> Goal: Reproduce the listing below character for character; drop every image.

> Material:
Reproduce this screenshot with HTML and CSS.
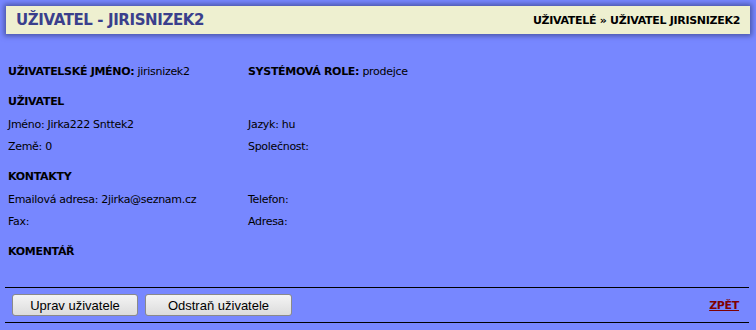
FILE: index.html
```html
<!DOCTYPE html>
<html>
<head>
  <meta charset="utf-8">
  <title>Uživatel - jirisnizek2</title>
  <link rel="stylesheet" href="styles.css">
</head>
<body>
  <div class="titlebar">
    <h1>UŽIVATEL - JIRISNIZEK2</h1>
    <div class="crumbs">UŽIVATELÉ » UŽIVATEL JIRISNIZEK2</div>
  </div>

  <div class="content">
    <div class="row top">
      <div class="cell"><b>UŽIVATELSKÉ JMÉNO:</b> jirisnizek2</div>
      <div class="cell"><b>SYSTÉMOVÁ ROLE:</b> prodejce</div>
    </div>

    <h2>UŽIVATEL</h2>
    <div class="row">
      <div class="cell">Jméno: Jirka222 Snttek2</div>
      <div class="cell">Jazyk: hu</div>
    </div>
    <div class="row">
      <div class="cell">Země: 0</div>
      <div class="cell">Společnost:</div>
    </div>

    <h2>KONTAKTY</h2>
    <div class="row">
      <div class="cell">Emailová adresa: 2jirka@seznam.cz</div>
      <div class="cell">Telefon:</div>
    </div>
    <div class="row">
      <div class="cell">Fax:</div>
      <div class="cell">Adresa:</div>
    </div>

    <h2>KOMENTÁŘ</h2>
  </div>

  <div class="actions">
    <button>Uprav uživatele</button>
    <button class="wide">Odstraň uživatele</button>
    <a href="#" class="back">ZPĚT</a>
  </div>
</body>
</html>
```

FILE: styles.css
```css
body {
  margin: 0;
  background: #7787ff;
  font-family: Tahoma, "DejaVu Sans", sans-serif;
  font-size: 11px;
  letter-spacing: -0.3px;
  color: #000;
}
.titlebar {
  margin: 6px 6px 0 6px;
  height: 28px;
  background: #eef0d0;
  box-shadow: 0 0 5px 2px #4a55a8;
  display: flex;
  align-items: center;
  justify-content: space-between;
  padding: 0 10px;
}
.titlebar h1 {
  margin: 0;
  font-size: 15px;
  letter-spacing: -0.4px;
  color: #3a3f8c;
}
.crumbs {
  font-size: 11px;
  font-weight: bold;
}
.content {
  padding: 26px 8px 0 8px;
}
.row {
  display: flex;
  height: 22px;
  align-items: center;
}
.row.top {
  margin-bottom: 9px;
}
.cell {
  width: 240px;
}
h2 {
  margin: 0;
  font-size: 11px;
  height: 22px;
  line-height: 22px;
}
.content .row + h2 {
  margin-top: 9px;
}
.actions {
  margin: 24px 7px 0 5px;
  border-top: 1px solid #000;
  border-bottom: 1px solid #000;
  height: 34px;
  display: flex;
  align-items: center;
  padding: 0 10px 0 7px;
  gap: 7px;
}
button {
  font-family: "Liberation Sans", Arial, sans-serif;
  font-size: 13px;
  letter-spacing: 0;
  height: 22px;
  width: 126px;
  background: linear-gradient(#f4f4f4, #dcdcdc);
  border: 1px solid #8a8a8a;
  border-radius: 3px;
  padding: 0;
}
button.wide {
  width: 147px;
}
.back {
  margin-left: auto;
  color: #800000;
  font-weight: bold;
  font-size: 11px;
}
```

> Exercise response:
Reproduce this screenshot with HTML and CSS.
FILE: index.html
```html
<!DOCTYPE html>
<html>
<head>
  <meta charset="utf-8">
  <title>Uživatel - jirisnizek2</title>
  <link rel="stylesheet" href="styles.css">
</head>
<body>
  <div class="titlebar">
    <h1>UŽIVATEL - JIRISNIZEK2</h1>
    <div class="crumbs">UŽIVATELÉ » UŽIVATEL JIRISNIZEK2</div>
  </div>

  <div class="content">
    <div class="row top">
      <div class="cell"><b>UŽIVATELSKÉ JMÉNO:</b> jirisnizek2</div>
      <div class="cell"><b>SYSTÉMOVÁ ROLE:</b> prodejce</div>
    </div>

    <h2>UŽIVATEL</h2>
    <div class="row">
      <div class="cell">Jméno: Jirka222 Snttek2</div>
      <div class="cell">Jazyk: hu</div>
    </div>
    <div class="row">
      <div class="cell">Země: 0</div>
      <div class="cell">Společnost:</div>
    </div>

    <h2>KONTAKTY</h2>
    <div class="row">
      <div class="cell">Emailová adresa: 2jirka@seznam.cz</div>
      <div class="cell">Telefon:</div>
    </div>
    <div class="row">
      <div class="cell">Fax:</div>
      <div class="cell">Adresa:</div>
    </div>

    <h2>KOMENTÁŘ</h2>
  </div>

  <div class="actions">
    <button>Uprav uživatele</button>
    <button class="wide">Odstraň uživatele</button>
    <a href="#" class="back">ZPĚT</a>
  </div>
</body>
</html>
```

FILE: styles.css
```css
body {
  margin: 0;
  background: #7787ff;
  font-family: Tahoma, "DejaVu Sans", sans-serif;
  font-size: 11px;
  letter-spacing: -0.3px;
  color: #000;
}
.titlebar {
  margin: 6px 6px 0 6px;
  height: 28px;
  background: #eef0d0;
  box-shadow: 0 0 5px 2px #4a55a8;
  display: flex;
  align-items: center;
  justify-content: space-between;
  padding: 0 10px;
}
.titlebar h1 {
  margin: 0;
  font-size: 15px;
  letter-spacing: -0.4px;
  color: #3a3f8c;
}
.crumbs {
  font-size: 11px;
  font-weight: bold;
}
.content {
  padding: 26px 8px 0 8px;
}
.row {
  display: flex;
  height: 22px;
  align-items: center;
}
.row.top {
  margin-bottom: 9px;
}
.cell {
  width: 240px;
}
h2 {
  margin: 0;
  font-size: 11px;
  height: 22px;
  line-height: 22px;
}
.content .row + h2 {
  margin-top: 9px;
}
.actions {
  margin: 24px 7px 0 5px;
  border-top: 1px solid #000;
  border-bottom: 1px solid #000;
  height: 34px;
  display: flex;
  align-items: center;
  padding: 0 10px 0 7px;
  gap: 7px;
}
button {
  font-family: "Liberation Sans", Arial, sans-serif;
  font-size: 13px;
  letter-spacing: 0;
  height: 22px;
  width: 126px;
  background: linear-gradient(#f4f4f4, #dcdcdc);
  border: 1px solid #8a8a8a;
  border-radius: 3px;
  padding: 0;
}
button.wide {
  width: 147px;
}
.back {
  margin-left: auto;
  color: #800000;
  font-weight: bold;
  font-size: 11px;
}
```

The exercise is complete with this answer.